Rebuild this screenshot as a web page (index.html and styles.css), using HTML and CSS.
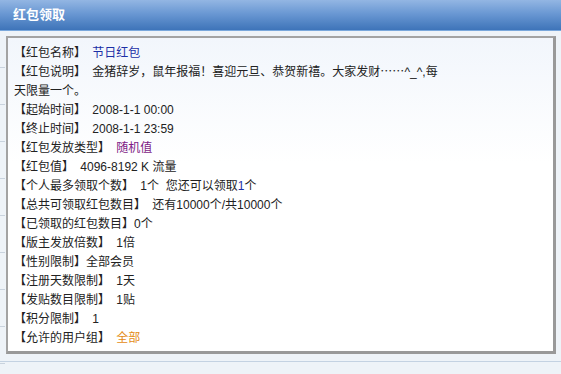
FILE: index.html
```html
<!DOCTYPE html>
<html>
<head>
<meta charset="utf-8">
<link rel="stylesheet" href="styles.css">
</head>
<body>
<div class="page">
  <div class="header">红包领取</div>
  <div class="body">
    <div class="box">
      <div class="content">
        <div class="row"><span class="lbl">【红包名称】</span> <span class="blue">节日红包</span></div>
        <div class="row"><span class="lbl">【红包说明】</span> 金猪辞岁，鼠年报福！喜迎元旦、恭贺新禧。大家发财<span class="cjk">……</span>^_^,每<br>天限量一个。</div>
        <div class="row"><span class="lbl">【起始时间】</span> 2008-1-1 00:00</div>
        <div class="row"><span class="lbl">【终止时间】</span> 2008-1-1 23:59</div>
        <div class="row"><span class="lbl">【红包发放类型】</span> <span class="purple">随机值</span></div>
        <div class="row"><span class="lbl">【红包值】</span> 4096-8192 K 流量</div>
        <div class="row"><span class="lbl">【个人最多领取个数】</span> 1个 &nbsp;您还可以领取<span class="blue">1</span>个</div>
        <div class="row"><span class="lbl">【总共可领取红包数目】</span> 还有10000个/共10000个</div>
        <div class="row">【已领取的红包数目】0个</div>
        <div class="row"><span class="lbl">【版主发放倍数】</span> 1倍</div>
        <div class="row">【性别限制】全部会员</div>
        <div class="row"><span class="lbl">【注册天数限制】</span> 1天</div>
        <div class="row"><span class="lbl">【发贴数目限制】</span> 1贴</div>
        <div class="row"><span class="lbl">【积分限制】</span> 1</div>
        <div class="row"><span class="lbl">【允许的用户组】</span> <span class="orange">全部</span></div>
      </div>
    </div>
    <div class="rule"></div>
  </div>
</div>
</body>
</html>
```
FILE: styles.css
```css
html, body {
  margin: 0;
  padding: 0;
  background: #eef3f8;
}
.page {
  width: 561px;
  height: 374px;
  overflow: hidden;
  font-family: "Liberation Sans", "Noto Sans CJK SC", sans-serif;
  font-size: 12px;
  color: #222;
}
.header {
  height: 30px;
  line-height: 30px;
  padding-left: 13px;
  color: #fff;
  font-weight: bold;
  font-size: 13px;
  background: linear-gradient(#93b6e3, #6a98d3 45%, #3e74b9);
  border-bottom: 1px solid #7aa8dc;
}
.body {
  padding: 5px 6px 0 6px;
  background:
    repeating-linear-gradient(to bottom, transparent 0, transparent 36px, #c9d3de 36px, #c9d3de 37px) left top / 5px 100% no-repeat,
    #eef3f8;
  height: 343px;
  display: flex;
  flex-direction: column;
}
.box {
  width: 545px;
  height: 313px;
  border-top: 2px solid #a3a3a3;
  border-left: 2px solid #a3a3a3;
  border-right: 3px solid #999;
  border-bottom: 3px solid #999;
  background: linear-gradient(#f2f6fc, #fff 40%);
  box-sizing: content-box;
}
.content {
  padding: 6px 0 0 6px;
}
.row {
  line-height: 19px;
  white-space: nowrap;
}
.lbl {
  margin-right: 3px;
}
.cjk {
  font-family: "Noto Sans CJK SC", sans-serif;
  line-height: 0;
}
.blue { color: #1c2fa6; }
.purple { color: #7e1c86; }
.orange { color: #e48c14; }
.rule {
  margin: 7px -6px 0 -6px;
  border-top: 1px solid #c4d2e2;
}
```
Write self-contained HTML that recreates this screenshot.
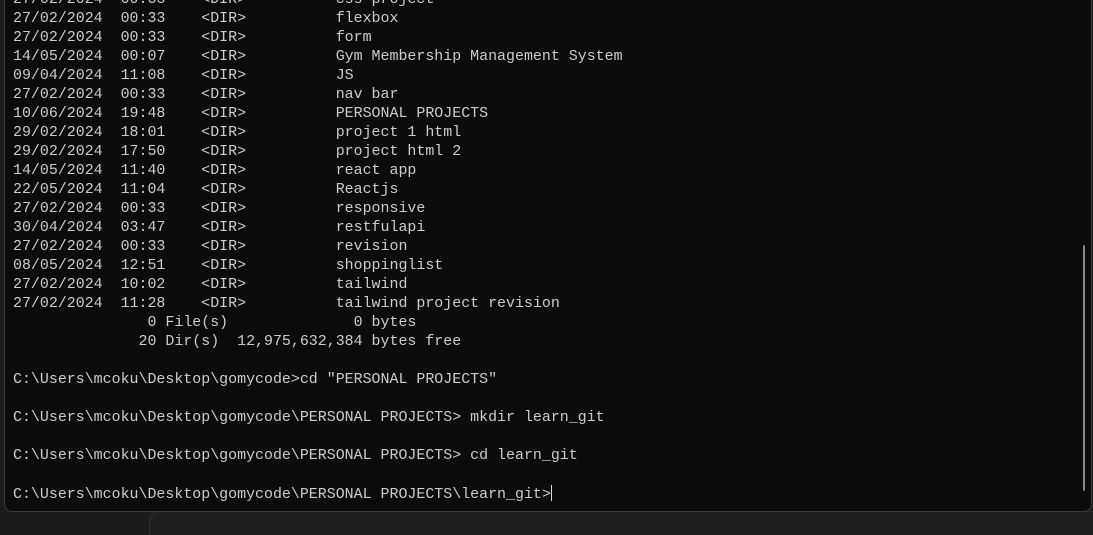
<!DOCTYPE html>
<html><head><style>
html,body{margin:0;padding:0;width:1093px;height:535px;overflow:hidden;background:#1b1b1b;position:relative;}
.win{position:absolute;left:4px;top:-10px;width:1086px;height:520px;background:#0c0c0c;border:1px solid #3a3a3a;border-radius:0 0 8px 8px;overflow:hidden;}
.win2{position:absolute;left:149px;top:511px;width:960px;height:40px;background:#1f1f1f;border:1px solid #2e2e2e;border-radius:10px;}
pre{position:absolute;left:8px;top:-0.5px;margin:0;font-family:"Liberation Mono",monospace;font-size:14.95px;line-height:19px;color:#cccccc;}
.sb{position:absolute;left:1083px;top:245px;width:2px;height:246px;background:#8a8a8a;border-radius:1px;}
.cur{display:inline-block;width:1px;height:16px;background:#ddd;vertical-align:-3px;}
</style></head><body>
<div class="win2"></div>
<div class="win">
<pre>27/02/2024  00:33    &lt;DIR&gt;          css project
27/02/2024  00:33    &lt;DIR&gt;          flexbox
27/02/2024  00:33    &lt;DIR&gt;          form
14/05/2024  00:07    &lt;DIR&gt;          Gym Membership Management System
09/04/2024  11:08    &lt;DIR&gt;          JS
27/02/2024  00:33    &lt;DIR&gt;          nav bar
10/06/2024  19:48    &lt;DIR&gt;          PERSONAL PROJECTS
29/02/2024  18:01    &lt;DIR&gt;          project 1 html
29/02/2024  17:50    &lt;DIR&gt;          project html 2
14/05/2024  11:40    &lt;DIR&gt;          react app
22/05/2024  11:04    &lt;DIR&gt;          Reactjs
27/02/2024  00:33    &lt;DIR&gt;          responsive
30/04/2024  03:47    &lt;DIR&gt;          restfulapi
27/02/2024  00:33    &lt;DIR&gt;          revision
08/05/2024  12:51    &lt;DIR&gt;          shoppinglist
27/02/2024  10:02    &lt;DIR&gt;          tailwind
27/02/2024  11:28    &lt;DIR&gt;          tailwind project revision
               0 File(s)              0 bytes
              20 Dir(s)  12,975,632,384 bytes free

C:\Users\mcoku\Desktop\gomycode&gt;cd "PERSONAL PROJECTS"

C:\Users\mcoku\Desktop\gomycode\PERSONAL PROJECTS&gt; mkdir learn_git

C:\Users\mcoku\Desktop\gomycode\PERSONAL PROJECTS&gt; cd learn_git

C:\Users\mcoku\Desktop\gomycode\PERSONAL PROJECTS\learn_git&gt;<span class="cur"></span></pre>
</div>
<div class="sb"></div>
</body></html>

## Written exercise
Output every entry verbatim. Pictures do not belong in the copy.

## Completed exercise
Rebuild this screenshot as a web page (index.html and styles.css), using HTML and CSS.
FILE: index.html
```html
<!DOCTYPE html>
<html>
<head>
<meta charset="utf-8">
<link rel="stylesheet" href="styles.css">
</head>
<body>
<div class="page">
  <div class="header">红包领取</div>
  <div class="body">
    <div class="box">
      <div class="content">
        <div class="row"><span class="lbl">【红包名称】</span> <span class="blue">节日红包</span></div>
        <div class="row"><span class="lbl">【红包说明】</span> 金猪辞岁，鼠年报福！喜迎元旦、恭贺新禧。大家发财<span class="cjk">……</span>^_^,每<br>天限量一个。</div>
        <div class="row"><span class="lbl">【起始时间】</span> 2008-1-1 00:00</div>
        <div class="row"><span class="lbl">【终止时间】</span> 2008-1-1 23:59</div>
        <div class="row"><span class="lbl">【红包发放类型】</span> <span class="purple">随机值</span></div>
        <div class="row"><span class="lbl">【红包值】</span> 4096-8192 K 流量</div>
        <div class="row"><span class="lbl">【个人最多领取个数】</span> 1个 &nbsp;您还可以领取<span class="blue">1</span>个</div>
        <div class="row"><span class="lbl">【总共可领取红包数目】</span> 还有10000个/共10000个</div>
        <div class="row">【已领取的红包数目】0个</div>
        <div class="row"><span class="lbl">【版主发放倍数】</span> 1倍</div>
        <div class="row">【性别限制】全部会员</div>
        <div class="row"><span class="lbl">【注册天数限制】</span> 1天</div>
        <div class="row"><span class="lbl">【发贴数目限制】</span> 1贴</div>
        <div class="row"><span class="lbl">【积分限制】</span> 1</div>
        <div class="row"><span class="lbl">【允许的用户组】</span> <span class="orange">全部</span></div>
      </div>
    </div>
    <div class="rule"></div>
  </div>
</div>
</body>
</html>
```
FILE: styles.css
```css
html, body {
  margin: 0;
  padding: 0;
  background: #eef3f8;
}
.page {
  width: 561px;
  height: 374px;
  overflow: hidden;
  font-family: "Liberation Sans", "Noto Sans CJK SC", sans-serif;
  font-size: 12px;
  color: #222;
}
.header {
  height: 30px;
  line-height: 30px;
  padding-left: 13px;
  color: #fff;
  font-weight: bold;
  font-size: 13px;
  background: linear-gradient(#93b6e3, #6a98d3 45%, #3e74b9);
  border-bottom: 1px solid #7aa8dc;
}
.body {
  padding: 5px 6px 0 6px;
  background:
    repeating-linear-gradient(to bottom, transparent 0, transparent 36px, #c9d3de 36px, #c9d3de 37px) left top / 5px 100% no-repeat,
    #eef3f8;
  height: 343px;
  display: flex;
  flex-direction: column;
}
.box {
  width: 545px;
  height: 313px;
  border-top: 2px solid #a3a3a3;
  border-left: 2px solid #a3a3a3;
  border-right: 3px solid #999;
  border-bottom: 3px solid #999;
  background: linear-gradient(#f2f6fc, #fff 40%);
  box-sizing: content-box;
}
.content {
  padding: 6px 0 0 6px;
}
.row {
  line-height: 19px;
  white-space: nowrap;
}
.lbl {
  margin-right: 3px;
}
.cjk {
  font-family: "Noto Sans CJK SC", sans-serif;
  line-height: 0;
}
.blue { color: #1c2fa6; }
.purple { color: #7e1c86; }
.orange { color: #e48c14; }
.rule {
  margin: 7px -6px 0 -6px;
  border-top: 1px solid #c4d2e2;
}
```
Write self-contained HTML that recreates this screenshot.
<!DOCTYPE html>
<html><head><style>
html,body{margin:0;padding:0;width:1093px;height:535px;overflow:hidden;background:#1b1b1b;position:relative;}
.win{position:absolute;left:4px;top:-10px;width:1086px;height:520px;background:#0c0c0c;border:1px solid #3a3a3a;border-radius:0 0 8px 8px;overflow:hidden;}
.win2{position:absolute;left:149px;top:511px;width:960px;height:40px;background:#1f1f1f;border:1px solid #2e2e2e;border-radius:10px;}
pre{position:absolute;left:8px;top:-0.5px;margin:0;font-family:"Liberation Mono",monospace;font-size:14.95px;line-height:19px;color:#cccccc;}
.sb{position:absolute;left:1083px;top:245px;width:2px;height:246px;background:#8a8a8a;border-radius:1px;}
.cur{display:inline-block;width:1px;height:16px;background:#ddd;vertical-align:-3px;}
</style></head><body>
<div class="win2"></div>
<div class="win">
<pre>27/02/2024  00:33    &lt;DIR&gt;          css project
27/02/2024  00:33    &lt;DIR&gt;          flexbox
27/02/2024  00:33    &lt;DIR&gt;          form
14/05/2024  00:07    &lt;DIR&gt;          Gym Membership Management System
09/04/2024  11:08    &lt;DIR&gt;          JS
27/02/2024  00:33    &lt;DIR&gt;          nav bar
10/06/2024  19:48    &lt;DIR&gt;          PERSONAL PROJECTS
29/02/2024  18:01    &lt;DIR&gt;          project 1 html
29/02/2024  17:50    &lt;DIR&gt;          project html 2
14/05/2024  11:40    &lt;DIR&gt;          react app
22/05/2024  11:04    &lt;DIR&gt;          Reactjs
27/02/2024  00:33    &lt;DIR&gt;          responsive
30/04/2024  03:47    &lt;DIR&gt;          restfulapi
27/02/2024  00:33    &lt;DIR&gt;          revision
08/05/2024  12:51    &lt;DIR&gt;          shoppinglist
27/02/2024  10:02    &lt;DIR&gt;          tailwind
27/02/2024  11:28    &lt;DIR&gt;          tailwind project revision
               0 File(s)              0 bytes
              20 Dir(s)  12,975,632,384 bytes free

C:\Users\mcoku\Desktop\gomycode&gt;cd "PERSONAL PROJECTS"

C:\Users\mcoku\Desktop\gomycode\PERSONAL PROJECTS&gt; mkdir learn_git

C:\Users\mcoku\Desktop\gomycode\PERSONAL PROJECTS&gt; cd learn_git

C:\Users\mcoku\Desktop\gomycode\PERSONAL PROJECTS\learn_git&gt;<span class="cur"></span></pre>
</div>
<div class="sb"></div>
</body></html>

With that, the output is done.